Yup--one discovers the ground at each step. The poem is the act of
discovery. So, a series of actcidents.
Which leads to:
Immediately after I received your message I received one with the header
"Tons of sportbras now available," which seemed to me a great title or
first line. The entire text was "Need directions or want some more
information about the Muddy Buddy?" Inscrutable as late Celan. Makes my day.
Which leads to:
and sometimes discovery is a momentary confusion of figure and ground, so
that the perceived, separated from context, assumes a new importance.
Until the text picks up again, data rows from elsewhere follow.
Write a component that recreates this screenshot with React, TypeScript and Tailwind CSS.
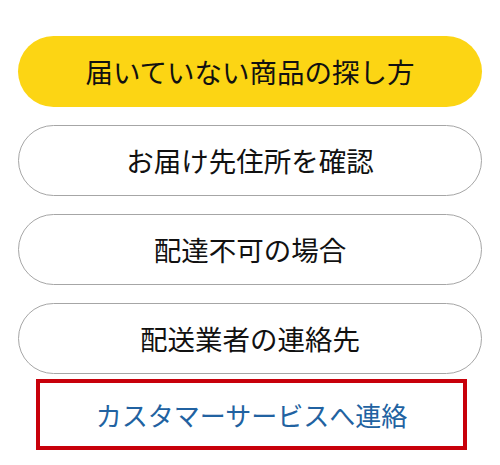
import React from "react";

const font = { fontFamily: '"Noto Sans CJK JP", "Noto Sans", sans-serif' };

export default function App() {
  const items = ["お届け先住所を確認", "配達不可の場合", "配送業者の連絡先"];
  return (
    <div
      className="w-[500px] h-[465px] bg-white flex flex-col pt-[36px] px-[18px]"
      style={font}
    >
      <div className="flex flex-col gap-[18px]">
        <button className="h-[71px] w-full rounded-full bg-[#fcd514] text-[27.5px] text-[#111111] flex items-center justify-center">
          届いていない商品の探し方
        </button>
        {items.map((t) => (
          <button
            key={t}
            className="h-[71px] w-full rounded-full bg-white border border-[#a6a6a6] text-[27.5px] text-[#111111] flex items-center justify-center"
          >
            {t}
          </button>
        ))}
      </div>
      <div className="mt-[5px] ml-[18px] w-[431px] h-[71px] border-4 border-[#c8000a] flex items-center justify-center">
        <span className="text-[26px] text-[#2162a1]">カスタマーサービスへ連絡</span>
      </div>
    </div>
  );
}
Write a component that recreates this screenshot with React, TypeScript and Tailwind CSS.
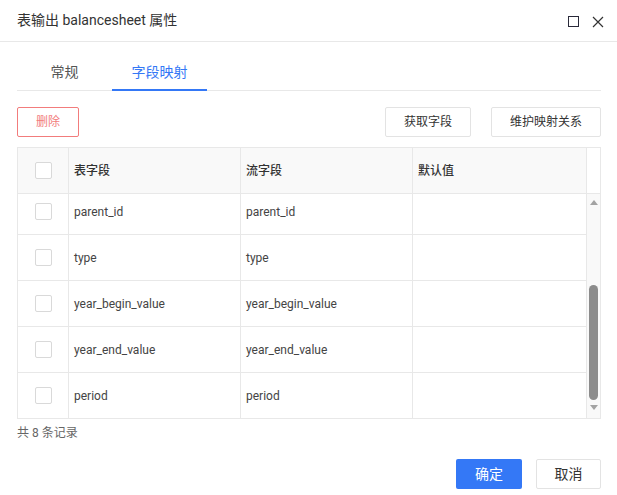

But
humor should never be explained.
Mark
>Mark, the story you tell about Jane Flanders and 'decorative surfaces' is a
>wonderful encapsulation of what continues to frustrate me about much recent
>poetry. And yet I love decorative surfaces. This seems to me to be another
>area where a simultaneous having and eating of the cake might be the
>ultimate target of contemporary writing.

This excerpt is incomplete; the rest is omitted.